ICU by default uses the CLDR collation Algorithm, what is referred to as the root collation, and tailors that as required per locale, with some locales having multiple collation tailorings.

Changing the ICU collation to match NLS breaks that benefit of ICU. It also raises the question of whether German collation should be system depended, ie using NLS rules on windows and using platform specific rules on other platforms, ie divergence of results based on platform.

What comes to mind is that ICU supports multiple tailorings, including for German, ie standard vs phonebook style collation. This can be enabled by using a variant locale, either using POSIX or BCP47 identifiers. Given that alternative collation rules are already available, a logical approach would be to add another locale variant to kick in NLS compatible collation.

That way you can retain icu's collation and add a tailored collation that changes the collation weight of ß to match previous implementations.

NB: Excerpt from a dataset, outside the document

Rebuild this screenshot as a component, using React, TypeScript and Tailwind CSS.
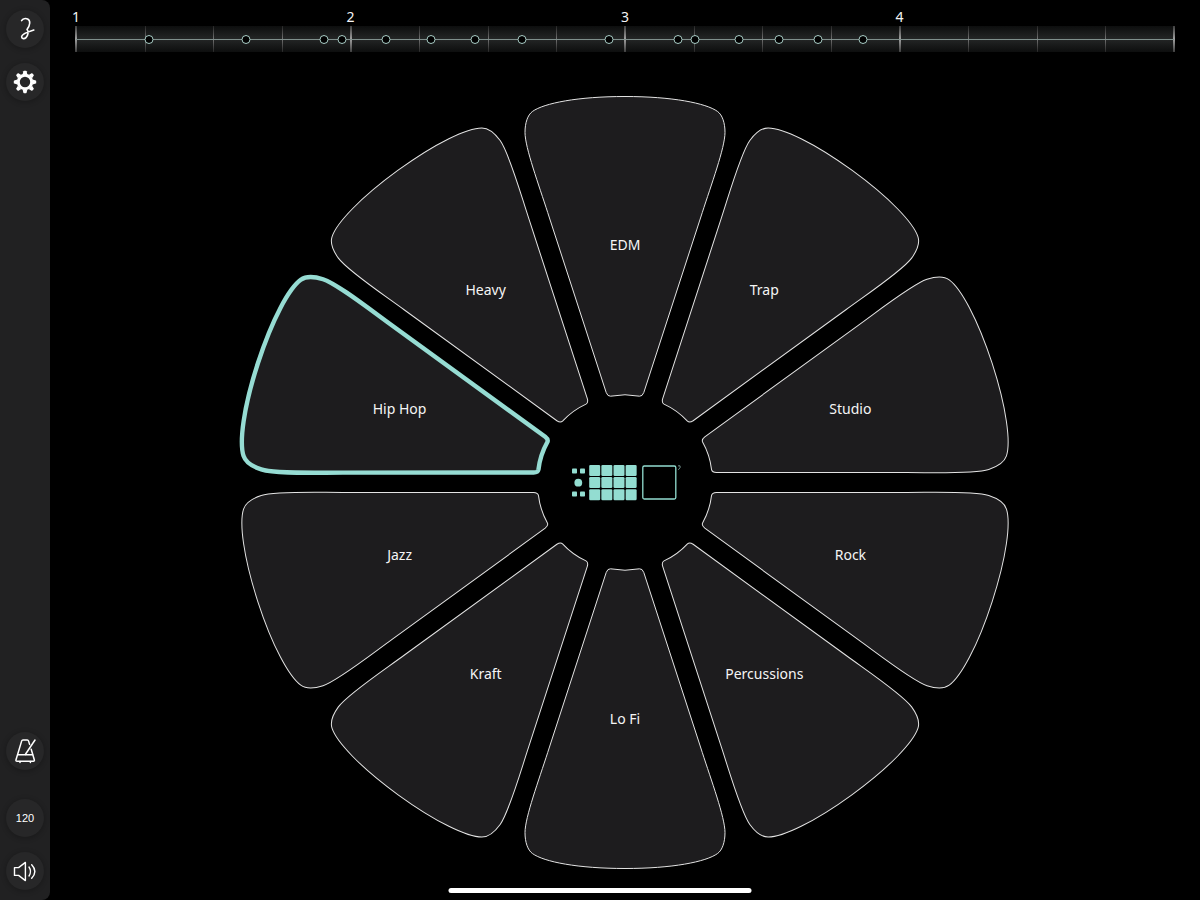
import React, { useState } from 'react';

const KITS = ['EDM', 'Trap', 'Studio', 'Rock', 'Percussions', 'Lo Fi', 'Kraft', 'Jazz', 'Hip Hop', 'Heavy'];

const BEATS = [1, 2, 3, 4];
const STEPS = Array.from({ length: 17 }, (_, i) => i);

// hit positions, in percent of the bar
const HITS = [6.65, 15.45, 22.6, 24.2, 28.25, 32.3, 36.3, 40.6, 48.5, 54.85, 56.4, 60.4, 64.05, 67.6, 71.65];

const PETAL =
  'M-18.8 -90 L-77.3 -270 C-86 -297 -100 -335 -100 -350 C-100 -359.5 -97.4 -367.5 -92.6 -371 C-81 -379.4 -47 -386 0 -386 C47 -386 81 -379.4 92.6 -371 C97.4 -367.5 100 -359.5 100 -350 C100 -335 86 -297 77.3 -270 L18.8 -90 Q17.4 -86 14.5 -86.3 Q0 -89.2 -14.5 -86.3 Q-17.4 -86 -18.8 -90 Z';

const WHEEL_SIZE = 774;
const LABEL_RADIUS = 237;

const labelPosition = (index: number) => {
  const angle = (index * 36 * Math.PI) / 180;
  return {
    left: `${50 + (Math.sin(angle) * LABEL_RADIUS * 100) / WHEEL_SIZE}%`,
    top: `${50 - (Math.cos(angle) * LABEL_RADIUS * 100) / WHEEL_SIZE}%`,
  };
};

const SideButton: React.FC<{ label: string; children: React.ReactNode }> = ({ label, children }) => (
  <button
    type="button"
    aria-label={label}
    className="flex size-[38px] items-center justify-center rounded-full bg-[#272728] text-white shadow-[0_1px_5px_1px_rgba(0,0,0,0.2)]"
  >
    {children}
  </button>
);

const LogoIcon = () => (
  <svg viewBox="0 0 24 24" className="size-6" fill="none" stroke="currentColor" strokeWidth="1.6" strokeLinecap="round" strokeLinejoin="round">
    <path d="M8.6 3.6 C9.8 1.8 12.6 1.2 14.6 2 C17.8 3.4 17.2 8.4 14 12.4 C15.8 14.2 15.2 18.4 13 20.6 C11.4 22.2 8.6 22 8.6 19.8 C8.6 17 13.4 15.2 20.8 13" />
  </svg>
);

const GearIcon = () => (
  <svg viewBox="-12 -12 24 24" className="size-6" fill="currentColor">
    <circle r="6.7" fill="none" stroke="currentColor" strokeWidth="3" />
    {[0, 45, 90, 135, 180, 225, 270, 315].map((angle) => (
      <path key={angle} d="M-2.4 -7.6 L-1.6 -10.8 Q-1.5 -11.2 -1 -11.2 H1 Q1.5 -11.2 1.6 -10.8 L2.4 -7.6 Z" transform={`rotate(${angle})`} />
    ))}
  </svg>
);

const MetronomeIcon = () => (
  <svg viewBox="0 0 24 24" className="size-6 overflow-visible" fill="none" stroke="currentColor" strokeWidth="1.5" strokeLinecap="round" strokeLinejoin="round">
    <path d="M16.6 5.4 L15.5 1.9 Q15.2 0.9 14.2 0.9 H10 Q9 0.9 8.7 1.9 L3 20.8 Q2.6 22.2 4 22.2 H20.3 Q21.7 22.2 21.3 20.8 L18.2 10.3" />
    <path d="M4.7 15.7 H19.5" />
    <path d="M12.3 15.5 L22 1" />
    <path d="M7 22.6 V23.4 M17.4 22.6 V23.4" />
  </svg>
);

const SpeakerIcon = () => (
  <svg viewBox="0 0 24 24" className="size-6" fill="none" stroke="currentColor" strokeWidth="1.4" strokeLinecap="round" strokeLinejoin="round">
    <path d="M1.5 8.6 H5.6 L12.4 3.4 V21.6 L5.6 16.4 H1.5 Z" />
    <path d="M16 8 Q19 12.5 16 17" />
    <path d="M18.7 5.8 Q25 12.5 18.7 19.2" />
  </svg>
);

const Sidebar = () => (
  <aside className="flex w-[50px] shrink-0 flex-col items-center rounded-r-lg bg-[#212122] py-[10px]">
    <div className="flex flex-col gap-[15px]">
      <SideButton label="Home"><LogoIcon /></SideButton>
      <SideButton label="Settings"><GearIcon /></SideButton>
    </div>
    <div className="mt-auto flex flex-col">
      <SideButton label="Metronome"><MetronomeIcon /></SideButton>
      <div className="mt-[29px] flex flex-col gap-[15px]">
        <SideButton label="Tempo">
          <span className="font-['Liberation_Sans',sans-serif] text-[11px]">120</span>
        </SideButton>
        <SideButton label="Volume"><SpeakerIcon /></SideButton>
      </div>
    </div>
  </aside>
);

const Timeline = () => (
  <header className="px-[26px] pt-2">
    <div className="grid grid-cols-4 text-sm leading-[18px] text-neutral-100">
      {BEATS.map((beat) => (
        <span key={beat} className="w-8 -translate-x-1/2 text-center">{beat}</span>
      ))}
    </div>
    <div className="relative h-[26px] bg-linear-to-b from-[#0d0e0e] via-[#242626] to-[#0d0e0e]">
      {STEPS.map((step) => (
        <span
          key={step}
          className={
            step % 4 === 0
              ? 'absolute inset-y-0 w-[2px] -translate-x-1/2 bg-linear-to-b from-neutral-700 via-neutral-400 to-neutral-700'
              : 'absolute inset-y-0 w-px bg-linear-to-b from-neutral-800 via-neutral-500 to-neutral-800'
          }
          style={{ left: `${(step * 100) / 16}%` }}
        />
      ))}
      <span className="absolute inset-x-0 top-[13px] h-px bg-[#7f8f8c]" />
      {HITS.map((hit) => (
        <span
          key={hit}
          className="absolute top-[9px] size-[9px] -translate-x-1/2 rounded-full border border-[#a9cdc6] bg-black"
          style={{ left: `${hit}%` }}
        />
      ))}
    </div>
  </header>
);

const CenterMark = () => (
  <g fill="#93ddd1">
    {[-53, -45].map((x) =>
      [-14, 9].map((y) => <rect key={`${x}${y}`} x={x} y={y} width="5" height="5" rx="0.8" />)
    )}
    <circle cx="-46.7" cy="0.2" r="3.9" />
    {[0, 1, 2, 3].map((col) =>
      [0, 1, 2].map((row) => (
        <rect key={`${col}-${row}`} x={-35.8 + col * 12.15} y={-17.6 + row * 12.15} width="11" height="11" rx="1.2" />
      ))
    )}
    <rect x="17.8" y="-16.5" width="33" height="33" rx="1.5" fill="none" stroke="#93ddd1" strokeWidth="1.3" />
    <path d="M53 -16.6 Q55.8 -17.6 55.2 -15.2 Q54.6 -13.6 53.2 -12.8" fill="none" stroke="#8fb5b0" strokeWidth="0.8" />
  </g>
);

export default function App() {
  const [selected, setSelected] = useState<string>('Hip Hop');

  return (
    <div className="flex min-h-screen bg-black font-['Noto_Sans',sans-serif] text-white">
      <Sidebar />

      <main className="flex min-w-0 grow flex-col pb-[31px]">
        <Timeline />

        <div className="flex grow items-center justify-center pt-[43px]">
          <div className="relative aspect-square w-full max-w-[774px]">
            <svg viewBox="-387 -387.5 774 774" className="size-full" aria-hidden="true">
              {KITS.map((kit, i) => (
                <path
                  key={kit}
                  d={PETAL}
                  transform={`rotate(${i * 36})`}
                  fill="#1d1c1e"
                  stroke={kit === selected ? '#96dcd3' : '#e4e4e4'}
                  strokeWidth={kit === selected ? 4.4 : 1}
                  className="cursor-pointer"
                  onClick={() => setSelected(kit)}
                />
              ))}
              <CenterMark />
            </svg>
            {KITS.map((kit, i) => (
              <button
                key={kit}
                type="button"
                aria-pressed={kit === selected}
                onClick={() => setSelected(kit)}
                className="absolute -translate-x-1/2 -translate-y-1/2 cursor-pointer text-sm whitespace-nowrap text-neutral-100"
                style={labelPosition(i)}
              >
                {kit}
              </button>
            ))}
          </div>
        </div>
      </main>

      <div className="fixed bottom-[7px] left-1/2 h-[5px] w-[303px] -translate-x-1/2 rounded-full bg-white" />
    </div>
  );
}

Although considering above it was noted that the collation strength is set to tertiary, how do you handle Japanese, I was under the impression that the excel and other apps used a sort that would be equivalent to a QUATERNARY strength.

tarekgh commented 6 months ago

What comes to mind is that ICU supports multiple tailorings, including for German, ie standard vs phonebook style collation. This can be enabled by using a variant locale, either using POSIX or BCP47 identifiers. Given that alternative collation rules are already available, a logical approach would be to add another locale variant to kick in NLS compatible collation.

Regrettably, the behavior of equating 'ss' to 'ß' functioned uniformly across all locales in NLS, which is what users requesting this behavior. As previously noted in this issue, there exists a workaround for users who wish to utilize it, namely employing the 'IgnoreNonSpace' comparison option.

In principle, we endeavor to adhere closely to CLDR/Unicode behavior, which is why no action has been taken on this issue thus far. However, users persist in expressing discontent regarding it. Mostly users used .NET Framework for awhile.